Political categories are not moral categories
What is emotionally powerful is not the same as being moral distinctions.
A lot of people who class themselves as being on the Left clearly feel that there is some automatic moral kudos from being on the Left. As a direct implication of this sense of moral kudos, they also clearly think that there is some moral deficiency from being on the Right.
Yes, there are difficulties in defining Left and Right. Nevertheless, even without that difficulty, any such claim of moral kudos is ridiculous. The Left includes Lenin, Stalin, Mao, Kim il-Sung, Pol Pot, Mengistu … Indeed, by far the most important historical impact of Left politics on world history is precisely the actions of this succession of mass-murdering tyrants and their regimes.
If you think that somehow the Left does not include said mass-murdering tyrants, you are simply wrong. It is very revealing that there are clearly many folk on the Left who somehow edit out this history. They are not looking at the Left as it is in history, but as some set of noble aspirations that morally ennoble themselves.
Folk not of the Left absolutely associate the Left with those mass-murdering tyrants. Moreover, if you edit out that history, you are editing out how the political tradition you identify with can go horribly wrong. That is not a reassuring pattern. On the contrary, it is a deeply worrying pattern.
Of course, if you are happy to be associated with some or all of those mass-murdering tyrants, that is even more of a worry.
Clearly, Left is not a moral category. It is a political category, not a moral one.
The same point applies, of course, about the Right. After all, the Right includes Hitler.
Thus, neither Left nor Right are moral categories. They are political categories, and political categories that people can get very tribal about. But they are not moral categories.
This point applies to other political categories: Socialist, for example. Hitler was a socialist. He called himself a socialist, he did socialist things, intended to do more socialist things after the war. In his writings, he argued in socialist ways.
The aforementioned mass-murdering tyrants were all socialists. They were implementing socialism on the way to communism, except for Hitler, who was using socialism as a tool to forge an Aryan super race worthy and able to dominate others. So, Socialist is not a moral category.
If you stop regarding broad political categories as also being moral categories, a lot of silly arguments go away. Such as, for example, whether Hitler was a socialist. Or, whether Hitler was of the Right. Yes, Hitler was a both a socialist and of the Right—which points to how diverse a range of political traditions Right applies to.
Even when there are grounds to attaching moral valence to political categories, that is something to be done carefully and sparingly, otherwise it can seriously get in the way of understanding.
Thus, using Fascist as a boo! word but Communist as a neutral, or even hurrah! word, is ridiculous. It is even more so when Fascist is used to obscure Nazis being National Socialists.
To create a Communist society requires mass appropriation (i.e., theft) of property, abolition of class differences and direction of all social effort to the transformation of humanity based on claims about Homo sapiens that are not true while using ludicrously inadequate analysis of social dynamics. This is a massive concentration of power over others based on falsehoods.

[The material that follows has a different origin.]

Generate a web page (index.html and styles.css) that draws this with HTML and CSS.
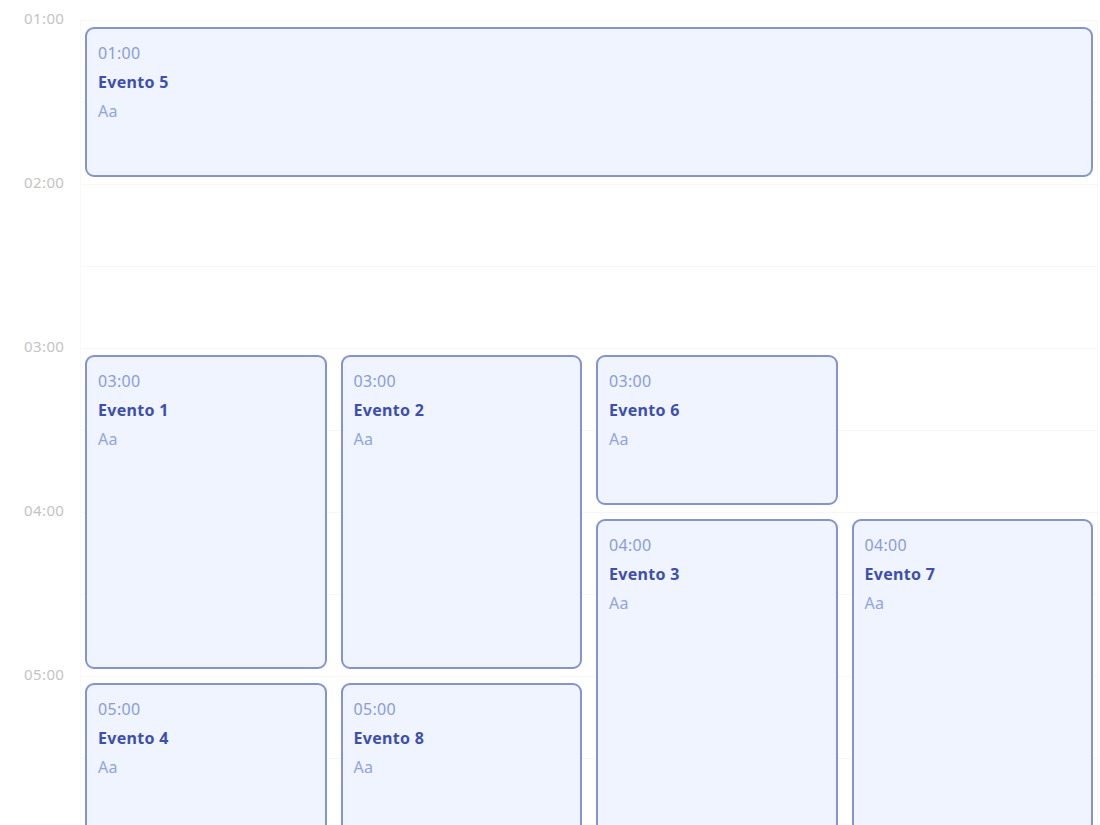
FILE: index.html
```html
<!DOCTYPE html>
<html lang="es">
<head>
    <meta charset="UTF-8">
    <meta name="viewport" content="width=device-width, initial-scale=1.0">
    <title>Agenda</title>
    <link rel="stylesheet" href="styles.css">
</head>
<body>
    <div class="day-view">
        <div class="hours">
            <span class="hour">01:00</span>
            <span class="hour">02:00</span>
            <span class="hour">03:00</span>
            <span class="hour">04:00</span>
            <span class="hour">05:00</span>
        </div>

        <div class="slots">
            <div class="event ev-5">
                <span class="event-time">01:00</span>
                <span class="event-title">Evento 5</span>
                <span class="event-note">Aa</span>
            </div>
            <div class="event ev-1">
                <span class="event-time">03:00</span>
                <span class="event-title">Evento 1</span>
                <span class="event-note">Aa</span>
            </div>
            <div class="event ev-2">
                <span class="event-time">03:00</span>
                <span class="event-title">Evento 2</span>
                <span class="event-note">Aa</span>
            </div>
            <div class="event ev-6">
                <span class="event-time">03:00</span>
                <span class="event-title">Evento 6</span>
                <span class="event-note">Aa</span>
            </div>
            <div class="event ev-3">
                <span class="event-time">04:00</span>
                <span class="event-title">Evento 3</span>
                <span class="event-note">Aa</span>
            </div>
            <div class="event ev-7">
                <span class="event-time">04:00</span>
                <span class="event-title">Evento 7</span>
                <span class="event-note">Aa</span>
            </div>
            <div class="event ev-4">
                <span class="event-time">05:00</span>
                <span class="event-title">Evento 4</span>
                <span class="event-note">Aa</span>
            </div>
            <div class="event ev-8">
                <span class="event-time">05:00</span>
                <span class="event-title">Evento 8</span>
                <span class="event-note">Aa</span>
            </div>
        </div>
    </div>
</body>
</html>
```

FILE: styles.css
```css
/* Basic Reset */
* {
    margin: 0;
    padding: 0;
    box-sizing: border-box;
}

body {
    font-family: "Noto Sans", "Open Sans", sans-serif;
    background-color: #fff;
    color: #333;
    overflow: hidden;
}

/* Day view: hour labels + slot grid */
.day-view {
    display: flex;
    padding-top: 20px;
}

.hours {
    width: 80px;
    flex-shrink: 0;
    display: flex;
    flex-direction: column;
    margin-top: -11px;
}

.hour {
    display: block;
    height: 164px;
    line-height: 18px;
    padding-left: 24px;
    font-size: 15px;
    letter-spacing: 0.4px;
    color: #c4c4c4;
}

/* one row per half hour, faint line at each slot */
.slots {
    flex: 1;
    margin-right: 2px;
    display: grid;
    grid-template-columns: repeat(4, 1fr);
    grid-template-rows: repeat(14, 82px);
    column-gap: 14px;
    padding: 0 4px;
    border-left: 1px solid #f9f9fb;
    border-right: 1px solid #f6f6f8;
    background-image: repeating-linear-gradient(
        to bottom,
        #f6f7f9 0,
        #f6f7f9 1px,
        transparent 1px,
        transparent 82px
    );
}

.event {
    margin: 7px 0;
    padding: 10px 11px;
    background-color: #eff4fe;
    border: 2px solid #8594cb;
    border-radius: 9px;
    display: flex;
    flex-direction: column;
    line-height: 29px;
    font-size: 16px;
    letter-spacing: 0.3px;
    overflow: hidden;
}

.event-time {
    color: #8b9cd9;
}

.event-title {
    font-weight: bold;
    color: #3e4fae;
}

.event-note {
    color: #91a4e2;
}

/* placement: rows are half hours from 01:00 */
.ev-5 { grid-column: 1 / 5; grid-row: 1 / 3; }
.ev-1 { grid-column: 1; grid-row: 5 / 9; }
.ev-2 { grid-column: 2; grid-row: 5 / 9; }
.ev-6 { grid-column: 3; grid-row: 5 / 7; }
.ev-3 { grid-column: 3; grid-row: 7 / 11; }
.ev-7 { grid-column: 4; grid-row: 7 / 11; }
.ev-4 { grid-column: 1; grid-row: 9 / 13; }
.ev-8 { grid-column: 2; grid-row: 9 / 13; }
```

Of course Communism has demonstrated itself to be murderous, tyrannical and hostile to human flourishing. Indeed, the greater the commitment to the goals and claims of Communism, the more murderous, tyrannical and a disaster for human flourishing a regime has been.
This is all particularly so in the Marxist version—the only version of Communism of significance in modern history. For Marxism explicitly holds that there are parasite classes, whose elimination makes everyone else better off. All the Marxist mass murders used categorising people as exploitive parasites, or being lackeys thereof, as justification for mass killings.
In the 1917-1945 Bloodlands of Eastern and Central Europe that Lenin, Stalin and Hitler created; the Soviets mass-murdered deemed-parasite classes, the Nazis mass-murdered deemed-parasite races. Trying to parse moral differences between them in the face of such horrors is ridiculous.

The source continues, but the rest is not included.